Many of the RET technologies are applied on or directly to mask 18. For example, OPC and PSM, which modify the light wave to (1) compensate the imperfection of the imaging property of the projection optics, for example, the OPC technology is used to compensate the optical proximity effect due to light interference, and/or (2) take advantage of designed light interferences to enhance the imaging quality, for example, the phase shift mask technology is used to create phase shifting between neighboring patterns to enhance resolution.
Notably, mask 18 may not be “perfect”, due to its own manufacturing process. For example, corners on mask 18 may not be sharp but may be rounded; and/or the linewidth may have a bias from design value where the bias may also depend on the designed linewidth value and neighboring patterns. These imperfections on mask 18 may affect the final imaging quality.
The projection optics (for example, lens subsystems 16b and 16c, and projection pupil filer 20) images mask 18 onto wafer 22. In this regard, the projection optics includes a projection pupil filter 20. The pupil 20 limits the maximum spatial frequency of the mask pattern that can be passed through the projection optics system. A number called “numerical aperture” or NA often characterizes pupil 20. There are also proposed RET techniques that modify pupil 20, which is generally called pupil filtering. Pupil filtering may include modulation for both the amplitude and the phase on the passing light beams.
Due to the wavelength of light being finite, and current techniques employing wavelengths that are larger than the minimum linewidth that is printed on wafer 22, there are typically significant light interference and diffractions during the imaging process. The imaging process is not a perfect replication of the pattern on mask 18. Current techniques employ physical theory to model this imaging process. Further, due to the high NA value of current lithography tools, different polarizations of the light provide different imaging property. To more accurately model this process, a vector-based model may be used.
The projection optics may be diffraction-limited. However, lens subsystem 16c in the projection optics is most often not completely “perfect”. These imperfections may be modeled as aberrations, which are often abstracted as some undesired phase modulation at the pupil plane, and are often represented by a set of Zernike coefficients. After the light finally reaches the surface of wafer 22, they will further interact with the coatings on wafer 22 (for example, the photo-resist). In this regard, different resist thickness, different optical properties of the resist (for example, its refractive index), and different material stack under the resist (for example, bottom-anti-reflection-coating or BARC), may further affect the imaging characteristics itself. Some of these effects may also be abstracted by a modulation at the pupil plane.
When the resist is exposed by the image and thereafter baked and developed, the resist tends to undergo complex chemical and physical changes. First principle and empirical models have been developed to simulate these processes.
To design and evaluate the specific implementations of the mask, including a mask implementing RET, and to assess the impact on the quality of the printed pattern on wafer from the RET design combined with the stepper settings and characteristics, computer simulations have been employed to imitate the anticipated and/or expected results. Notably, physical models have been developed for nearly every step of the lithography process, including mask making, stepper's imaging path from illumination to on-wafer image, and the resist exposure and development.

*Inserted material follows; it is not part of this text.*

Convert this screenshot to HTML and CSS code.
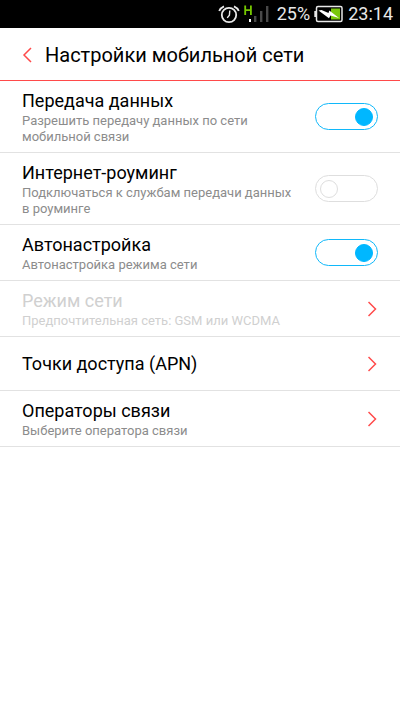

Currently, there are a number of computer software techniques that address needs in lithography simulation. For example, there is first-principle-modeling-based simulation software that conducts detailed simulation of the physical and chemical processes, but runs extremely slow and hence limited to extremely small area of chip design (on the order of a few square microns), for example, “SOLID-C” from Sigma-C (Campbell, Calif., USA) and “Prolith” from KLA-Tencor (San Jose, Calif., USA). Although there is computer software that executes and provides simulation results faster, such software uses empirical models that are calibrated to the experimental data (for example, “Calibre” from Mentor-Graphics (Wilsonville, Oreg., USA). Even for the “fast” simulation that uses empirical model, a simulation at a full-chip level often requires tens of hours to many days.

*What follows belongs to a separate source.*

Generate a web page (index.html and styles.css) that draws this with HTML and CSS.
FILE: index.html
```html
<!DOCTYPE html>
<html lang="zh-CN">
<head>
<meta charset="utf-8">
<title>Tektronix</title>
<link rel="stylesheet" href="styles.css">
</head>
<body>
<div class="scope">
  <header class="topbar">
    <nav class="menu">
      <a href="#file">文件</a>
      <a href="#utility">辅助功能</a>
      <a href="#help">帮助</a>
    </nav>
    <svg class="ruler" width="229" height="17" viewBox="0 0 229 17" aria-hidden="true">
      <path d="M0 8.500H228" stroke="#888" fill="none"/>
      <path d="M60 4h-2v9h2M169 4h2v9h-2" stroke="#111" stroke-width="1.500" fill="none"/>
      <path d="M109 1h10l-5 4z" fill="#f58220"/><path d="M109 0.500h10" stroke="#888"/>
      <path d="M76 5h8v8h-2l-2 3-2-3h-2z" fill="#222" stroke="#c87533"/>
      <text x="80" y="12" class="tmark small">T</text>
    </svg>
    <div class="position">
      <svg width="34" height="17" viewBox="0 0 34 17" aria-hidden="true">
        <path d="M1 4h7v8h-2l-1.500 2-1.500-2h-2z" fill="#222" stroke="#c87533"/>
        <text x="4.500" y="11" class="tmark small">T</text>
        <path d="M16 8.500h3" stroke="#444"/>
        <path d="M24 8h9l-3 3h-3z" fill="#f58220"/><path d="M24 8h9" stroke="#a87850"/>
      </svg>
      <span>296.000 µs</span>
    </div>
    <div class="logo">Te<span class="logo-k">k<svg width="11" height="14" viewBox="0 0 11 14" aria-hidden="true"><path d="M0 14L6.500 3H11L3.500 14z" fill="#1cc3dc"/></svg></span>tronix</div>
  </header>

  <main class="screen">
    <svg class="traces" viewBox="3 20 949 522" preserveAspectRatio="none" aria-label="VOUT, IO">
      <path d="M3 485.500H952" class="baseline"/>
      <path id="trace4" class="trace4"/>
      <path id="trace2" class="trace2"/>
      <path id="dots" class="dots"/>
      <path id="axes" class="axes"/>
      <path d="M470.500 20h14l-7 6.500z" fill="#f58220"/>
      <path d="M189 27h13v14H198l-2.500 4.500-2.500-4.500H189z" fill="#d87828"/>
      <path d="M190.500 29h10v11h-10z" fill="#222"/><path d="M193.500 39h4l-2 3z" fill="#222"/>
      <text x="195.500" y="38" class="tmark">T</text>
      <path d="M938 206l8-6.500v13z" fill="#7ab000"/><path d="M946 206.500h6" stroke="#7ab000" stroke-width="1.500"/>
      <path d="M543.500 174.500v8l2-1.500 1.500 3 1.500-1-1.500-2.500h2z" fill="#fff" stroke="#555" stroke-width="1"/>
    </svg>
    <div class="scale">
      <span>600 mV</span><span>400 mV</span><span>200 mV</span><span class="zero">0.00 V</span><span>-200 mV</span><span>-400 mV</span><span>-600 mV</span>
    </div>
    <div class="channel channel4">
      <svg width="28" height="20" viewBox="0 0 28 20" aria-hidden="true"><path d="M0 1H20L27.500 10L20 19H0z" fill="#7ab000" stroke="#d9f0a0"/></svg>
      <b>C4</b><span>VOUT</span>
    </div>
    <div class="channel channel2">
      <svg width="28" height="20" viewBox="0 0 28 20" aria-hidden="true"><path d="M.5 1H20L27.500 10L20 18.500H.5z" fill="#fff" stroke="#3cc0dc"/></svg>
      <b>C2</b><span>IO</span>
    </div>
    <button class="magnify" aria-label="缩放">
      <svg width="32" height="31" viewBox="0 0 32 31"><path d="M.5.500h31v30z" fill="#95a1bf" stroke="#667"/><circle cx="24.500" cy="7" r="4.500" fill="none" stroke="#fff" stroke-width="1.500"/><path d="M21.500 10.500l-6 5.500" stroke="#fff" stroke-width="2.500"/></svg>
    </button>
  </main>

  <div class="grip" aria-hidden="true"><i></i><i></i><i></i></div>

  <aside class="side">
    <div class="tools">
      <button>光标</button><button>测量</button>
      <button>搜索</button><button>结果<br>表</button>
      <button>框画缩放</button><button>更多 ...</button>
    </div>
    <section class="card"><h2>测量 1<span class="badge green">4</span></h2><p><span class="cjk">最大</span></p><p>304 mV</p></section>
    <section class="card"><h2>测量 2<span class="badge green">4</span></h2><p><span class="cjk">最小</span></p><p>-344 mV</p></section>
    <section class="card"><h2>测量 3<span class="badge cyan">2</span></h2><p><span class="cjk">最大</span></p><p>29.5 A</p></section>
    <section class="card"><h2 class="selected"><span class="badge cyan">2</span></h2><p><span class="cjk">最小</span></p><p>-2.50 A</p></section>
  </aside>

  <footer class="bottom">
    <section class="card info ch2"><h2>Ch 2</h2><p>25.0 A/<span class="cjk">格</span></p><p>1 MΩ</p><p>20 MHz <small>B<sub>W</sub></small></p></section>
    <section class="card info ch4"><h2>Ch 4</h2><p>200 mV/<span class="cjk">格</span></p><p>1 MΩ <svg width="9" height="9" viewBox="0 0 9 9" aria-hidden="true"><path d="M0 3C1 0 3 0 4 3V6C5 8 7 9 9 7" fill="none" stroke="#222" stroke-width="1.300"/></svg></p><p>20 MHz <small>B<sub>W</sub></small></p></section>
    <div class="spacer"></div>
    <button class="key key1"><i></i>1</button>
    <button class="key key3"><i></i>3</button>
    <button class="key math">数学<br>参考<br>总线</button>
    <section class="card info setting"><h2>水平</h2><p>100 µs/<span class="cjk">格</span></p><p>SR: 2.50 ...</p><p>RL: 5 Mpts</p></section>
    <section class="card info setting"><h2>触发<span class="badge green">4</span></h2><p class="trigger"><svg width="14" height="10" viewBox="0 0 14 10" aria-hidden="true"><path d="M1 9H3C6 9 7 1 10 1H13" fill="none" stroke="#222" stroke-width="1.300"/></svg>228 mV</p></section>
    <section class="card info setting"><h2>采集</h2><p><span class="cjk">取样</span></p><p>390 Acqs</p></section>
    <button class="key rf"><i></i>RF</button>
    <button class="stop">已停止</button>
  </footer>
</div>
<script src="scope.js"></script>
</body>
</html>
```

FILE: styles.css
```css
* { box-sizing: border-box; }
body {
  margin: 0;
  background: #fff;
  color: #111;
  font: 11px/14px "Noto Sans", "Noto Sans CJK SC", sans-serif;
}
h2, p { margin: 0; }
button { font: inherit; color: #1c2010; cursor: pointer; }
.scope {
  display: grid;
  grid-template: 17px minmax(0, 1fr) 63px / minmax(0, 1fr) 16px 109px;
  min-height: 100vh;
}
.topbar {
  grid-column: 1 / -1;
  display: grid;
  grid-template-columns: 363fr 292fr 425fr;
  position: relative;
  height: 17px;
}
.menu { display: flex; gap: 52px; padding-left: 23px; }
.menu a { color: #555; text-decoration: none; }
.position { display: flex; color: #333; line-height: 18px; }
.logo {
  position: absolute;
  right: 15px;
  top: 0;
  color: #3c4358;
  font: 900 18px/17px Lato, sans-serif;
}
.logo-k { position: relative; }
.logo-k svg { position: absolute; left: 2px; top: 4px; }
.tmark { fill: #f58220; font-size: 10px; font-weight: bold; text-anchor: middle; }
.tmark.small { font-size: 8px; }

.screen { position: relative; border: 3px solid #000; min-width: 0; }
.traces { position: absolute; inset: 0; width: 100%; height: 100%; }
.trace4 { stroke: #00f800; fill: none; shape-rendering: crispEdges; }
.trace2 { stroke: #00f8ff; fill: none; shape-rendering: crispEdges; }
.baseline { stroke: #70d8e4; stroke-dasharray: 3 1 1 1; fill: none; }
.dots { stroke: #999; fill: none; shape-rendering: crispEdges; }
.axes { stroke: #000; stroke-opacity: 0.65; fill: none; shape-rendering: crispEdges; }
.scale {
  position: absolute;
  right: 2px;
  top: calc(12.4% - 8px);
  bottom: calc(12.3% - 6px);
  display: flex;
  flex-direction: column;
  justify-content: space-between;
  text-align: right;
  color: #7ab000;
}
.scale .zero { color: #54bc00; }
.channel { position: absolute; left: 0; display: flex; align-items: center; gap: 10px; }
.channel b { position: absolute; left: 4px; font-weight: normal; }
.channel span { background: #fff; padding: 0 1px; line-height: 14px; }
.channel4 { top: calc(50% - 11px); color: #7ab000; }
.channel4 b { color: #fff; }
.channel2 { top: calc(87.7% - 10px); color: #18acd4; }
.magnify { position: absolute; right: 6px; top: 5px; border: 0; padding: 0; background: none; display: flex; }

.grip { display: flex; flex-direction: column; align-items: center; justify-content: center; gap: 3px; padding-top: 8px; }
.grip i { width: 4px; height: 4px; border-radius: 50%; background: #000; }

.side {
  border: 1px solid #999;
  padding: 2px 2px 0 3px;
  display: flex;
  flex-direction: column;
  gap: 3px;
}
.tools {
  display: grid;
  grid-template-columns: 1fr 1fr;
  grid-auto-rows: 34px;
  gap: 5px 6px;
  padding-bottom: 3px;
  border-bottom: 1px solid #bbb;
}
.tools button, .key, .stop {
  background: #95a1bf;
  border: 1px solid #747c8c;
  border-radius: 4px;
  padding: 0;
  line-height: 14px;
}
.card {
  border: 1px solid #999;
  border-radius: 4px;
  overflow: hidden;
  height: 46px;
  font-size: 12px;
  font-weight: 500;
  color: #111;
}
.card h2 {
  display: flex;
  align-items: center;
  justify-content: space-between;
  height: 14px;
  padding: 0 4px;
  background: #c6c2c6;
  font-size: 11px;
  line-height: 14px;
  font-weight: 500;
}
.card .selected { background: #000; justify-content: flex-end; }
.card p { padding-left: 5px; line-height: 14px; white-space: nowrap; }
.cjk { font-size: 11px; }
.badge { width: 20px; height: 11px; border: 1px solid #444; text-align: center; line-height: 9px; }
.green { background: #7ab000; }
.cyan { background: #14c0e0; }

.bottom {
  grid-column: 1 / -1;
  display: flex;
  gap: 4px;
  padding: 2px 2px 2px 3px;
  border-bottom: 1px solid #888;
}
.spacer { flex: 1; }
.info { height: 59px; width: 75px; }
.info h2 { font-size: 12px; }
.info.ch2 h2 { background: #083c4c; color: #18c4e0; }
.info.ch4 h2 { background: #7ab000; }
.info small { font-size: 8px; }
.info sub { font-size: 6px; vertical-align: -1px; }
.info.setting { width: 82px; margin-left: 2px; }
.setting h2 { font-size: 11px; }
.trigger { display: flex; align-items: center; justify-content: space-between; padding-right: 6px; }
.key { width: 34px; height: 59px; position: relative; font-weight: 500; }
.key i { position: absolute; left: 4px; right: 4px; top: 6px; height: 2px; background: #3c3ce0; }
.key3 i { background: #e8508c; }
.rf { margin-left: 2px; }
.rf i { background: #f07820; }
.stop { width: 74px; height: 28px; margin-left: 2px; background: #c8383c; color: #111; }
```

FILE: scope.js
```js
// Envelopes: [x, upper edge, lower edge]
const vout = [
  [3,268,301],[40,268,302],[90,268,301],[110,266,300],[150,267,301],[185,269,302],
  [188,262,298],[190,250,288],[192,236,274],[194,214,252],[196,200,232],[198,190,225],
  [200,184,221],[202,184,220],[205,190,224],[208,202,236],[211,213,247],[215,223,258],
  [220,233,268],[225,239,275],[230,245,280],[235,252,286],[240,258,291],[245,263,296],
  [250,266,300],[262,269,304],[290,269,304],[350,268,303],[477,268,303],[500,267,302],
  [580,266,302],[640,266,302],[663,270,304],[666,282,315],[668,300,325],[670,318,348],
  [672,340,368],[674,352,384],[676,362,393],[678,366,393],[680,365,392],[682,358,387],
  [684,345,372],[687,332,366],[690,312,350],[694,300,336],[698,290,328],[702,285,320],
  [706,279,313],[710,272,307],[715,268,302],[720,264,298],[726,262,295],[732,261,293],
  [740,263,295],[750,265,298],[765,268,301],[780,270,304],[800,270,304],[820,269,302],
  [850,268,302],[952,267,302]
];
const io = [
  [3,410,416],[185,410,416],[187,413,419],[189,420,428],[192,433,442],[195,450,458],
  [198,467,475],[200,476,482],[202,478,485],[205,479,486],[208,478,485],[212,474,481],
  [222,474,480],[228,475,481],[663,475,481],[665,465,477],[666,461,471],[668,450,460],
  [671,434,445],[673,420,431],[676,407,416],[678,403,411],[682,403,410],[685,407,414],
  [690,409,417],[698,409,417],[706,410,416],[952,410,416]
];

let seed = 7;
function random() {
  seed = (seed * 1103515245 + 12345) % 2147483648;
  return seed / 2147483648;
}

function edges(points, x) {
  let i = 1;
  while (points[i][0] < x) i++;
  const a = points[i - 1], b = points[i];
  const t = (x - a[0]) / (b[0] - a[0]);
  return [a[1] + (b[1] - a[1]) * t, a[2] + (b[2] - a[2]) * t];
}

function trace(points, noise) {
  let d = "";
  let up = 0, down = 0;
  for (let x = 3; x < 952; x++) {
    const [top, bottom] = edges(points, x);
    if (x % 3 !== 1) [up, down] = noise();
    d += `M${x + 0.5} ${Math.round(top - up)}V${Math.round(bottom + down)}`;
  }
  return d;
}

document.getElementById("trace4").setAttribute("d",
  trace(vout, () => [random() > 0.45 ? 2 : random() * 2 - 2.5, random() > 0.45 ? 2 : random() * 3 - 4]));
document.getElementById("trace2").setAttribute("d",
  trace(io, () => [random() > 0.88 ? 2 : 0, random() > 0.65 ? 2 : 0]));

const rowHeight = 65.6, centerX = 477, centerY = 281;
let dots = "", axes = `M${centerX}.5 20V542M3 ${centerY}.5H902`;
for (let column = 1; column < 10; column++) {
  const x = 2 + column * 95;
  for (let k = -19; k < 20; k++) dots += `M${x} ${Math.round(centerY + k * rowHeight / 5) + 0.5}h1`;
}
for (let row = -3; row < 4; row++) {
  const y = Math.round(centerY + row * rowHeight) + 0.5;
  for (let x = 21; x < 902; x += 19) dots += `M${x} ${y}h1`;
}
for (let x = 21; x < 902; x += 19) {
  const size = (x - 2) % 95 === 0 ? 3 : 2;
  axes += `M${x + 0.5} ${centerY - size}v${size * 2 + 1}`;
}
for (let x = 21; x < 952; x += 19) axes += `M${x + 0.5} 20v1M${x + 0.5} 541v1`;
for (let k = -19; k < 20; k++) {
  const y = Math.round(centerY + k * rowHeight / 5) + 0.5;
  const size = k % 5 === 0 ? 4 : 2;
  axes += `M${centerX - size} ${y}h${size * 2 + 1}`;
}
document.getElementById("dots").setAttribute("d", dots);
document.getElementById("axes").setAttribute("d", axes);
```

Moreover, to more fully understand, design, analyze and/or predict the lithography process, the entire process, from illumination—to mask—to imaging—to resist, should, or may need to be analyzed and/or simulated. Due to the complex models and the large amount of design data (today's VLSI design data can reach tens of GB per layer), brute-force computation on general-purpose microprocessors tends to be unwieldy and time-consuming. Further, employing highly specialized mainframe computers would likely require an extensive investment thereby making the process uneconomical.
There is a need for a system and technique that accelerates lithography simulation, inspection, characterization and/or evaluation of the optical characteristics and/or properties, as well as the effects and/or interactions of lithographic systems and processing techniques that overcome one, some or all of the shortcomings of the conventional systems and approaches. There is a need for a system and technique that facilitates verification, characterization and/or inspection of RET designs, including detailed simulation of the entire lithography process to verify that the RET design achieves and/or provides the desired results on final wafer pattern.
Moreover, there exists a need for a system and technique that rapidly simulates, characterizes, inspects, verifies and/or enables RET designs and photolithographic equipment optimization and processes (for example, critical dimension (“CD”, i.e., linewidth of the critical lines in the integrated circuit design), line-end pullback, edge placement error for one, some or every pattern at one, some or every location, and/or printing sensitivity to process variations such as mask error, focus, dose, numerical aperture, illumination aperture and/or aberration).